For example, assets like Roth IRAs, which have already been taxed, can be left to beneficiaries in higher tax brackets. Conversely, traditional IRAs or other tax-deferred accounts might be better suited for beneficiaries in lower tax brackets who can manage the tax liability more effectively.

Ensuring equitable distribution

Asset-by-asset planning also allows for a more equitable distribution of your estate by considering the after-tax value of assets rather than just their face value. This approach can help prevent situations where one beneficiary receives a significantly larger tax burden than another, even if they initially received the same dollar amount.

Addressing individual beneficiary needs

Every beneficiary has unique financial circumstances, goals and needs.

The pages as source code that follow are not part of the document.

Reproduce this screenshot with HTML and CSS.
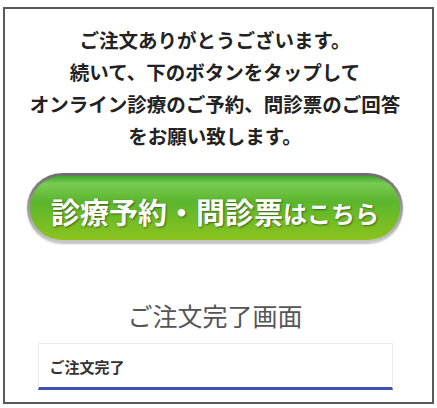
FILE: index.html
```html
<!DOCTYPE html>
<html lang="ja">
<head>
<meta charset="utf-8">
<link rel="stylesheet" href="styles.css">
</head>
<body>
<div class="frame">
  <p class="lead">ご注文ありがとうございます。<br>続いて、下のボタンをタップして<br>オンライン診療のご予約、問診票のご回答<br>をお願い致します。</p>
  <a class="btn" href="#"><span class="btn-inner"><span class="big">診療予約・問診票</span><span class="small">はこちら</span></span></a>
  <h2 class="title">ご注文完了画面</h2>
  <div class="tab"><span class="tab-label">ご注文完了</span></div>
</div>
</body>
</html>
```
FILE: styles.css
```css
html, body {
  margin: 0;
  padding: 0;
  background: #ffffff;
}
body {
  padding: 7px 0 0 3px;
  font-family: "Noto Sans CJK JP", "Noto Sans", sans-serif;
}
.frame {
  width: 427px;
  height: 393px;
  border: 2px solid #5a5a5a;
  box-sizing: content-box;
  padding: 15px 7px 0 0;
  box-sizing: border-box;
  height: 397px;
  width: 431px;
  display: flex;
  flex-direction: column;
  align-items: center;
}
.lead {
  margin: 0;
  font-size: 19.5px;
  line-height: 32px;
  font-weight: 700;
  color: #222;
  text-align: center;
  letter-spacing: 0;
}
.btn {
  display: block;
  margin-top: 21px;
  width: 376px;
  height: 70px;
  box-sizing: border-box;
  padding: 3px;
  border-radius: 35px;
  background: linear-gradient(to bottom, #6e6e6e 0%, #9a9a9a 50%, #c8c8c8 100%);
  text-decoration: none;
  box-shadow: 0 1px 2px rgba(0,0,0,0.25);
}
.btn-inner {
  display: flex;
  align-items: center;
  justify-content: center;
  height: 100%;
  border-radius: 32px;
  background: linear-gradient(to bottom, #3ca82a 0%, #7acb52 12%, #5cb52e 40%, #6fbb26 65%, #8cc31e 100%);
  color: #fff;
  font-weight: 700;
  text-shadow: 1px 1px 2px rgba(0,0,0,0.45);
  padding-top: 6px;
  box-sizing: border-box;
}
.big {
  font-size: 29px;
  letter-spacing: 0;
}
.small {
  font-size: 24px;
  letter-spacing: 0;
  margin-top: 3px;
}
.title {
  margin: 57px 0 0;
  font-size: 25px;
  line-height: 30px;
  font-weight: 400;
  color: #555;
}
.tab {
  margin-top: 13px;
  width: 355px;
  height: 47px;
  box-sizing: border-box;
  border: 1px solid #ececec;
  border-bottom: 3px solid #3f51b5;
  display: flex;
  align-items: center;
  padding: 2px 0 0 11px;
}
.tab-label {
  font-size: 15px;
  font-weight: 700;
  color: #333;
}
```
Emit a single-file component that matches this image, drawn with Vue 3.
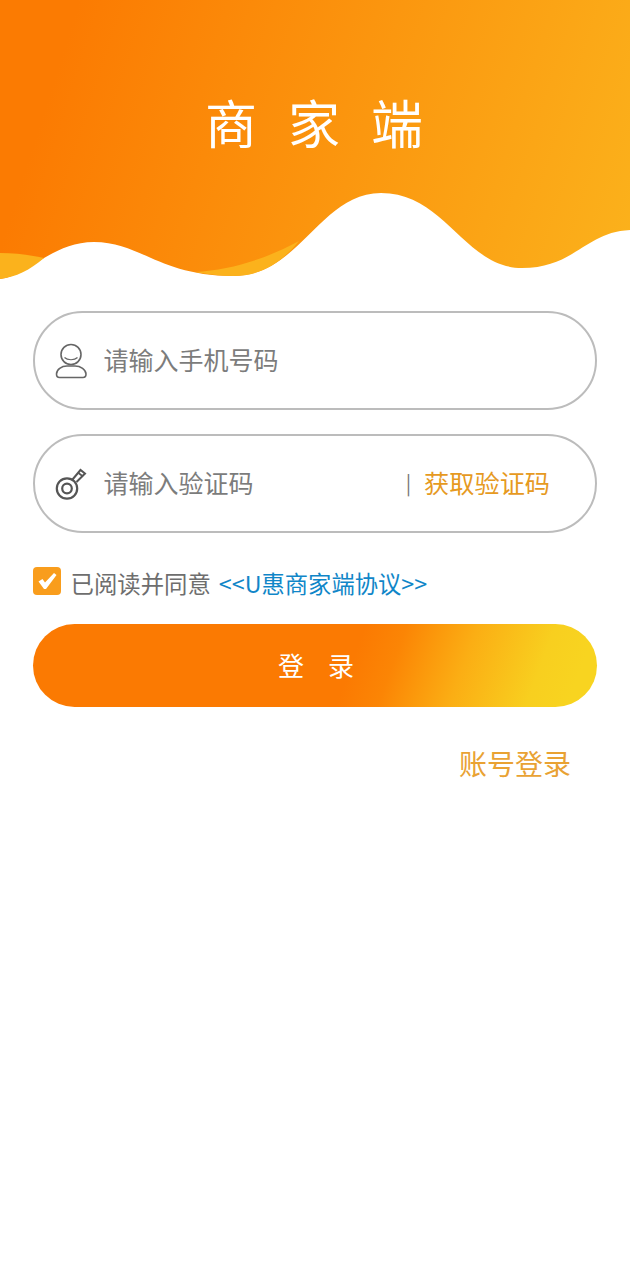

Asset-by-asset planning allows you to tailor your estate distribution to address these individual situations. For instance, you might leave more liquid assets to a beneficiary who needs immediate access to funds, while allocating long-term investments to another who has a more stable financial situation.

Optimizing charitable giving

If you have charitable intentions, asset-by-asset planning can help you optimize your giving strategy. By carefully selecting which assets to donate, you can maximize the tax benefits for your estate and ensure that your chosen charities receive the most value from your gifts.

Simplifying estate administration

A well-executed asset-by-asset estate plan can simplify the administration process for your executors and trustees. By providing clear guidance on how specific assets should be distributed, you can reduce the potential for confusion or disputes among beneficiaries.

How can I implement asset-by-asset estate planning?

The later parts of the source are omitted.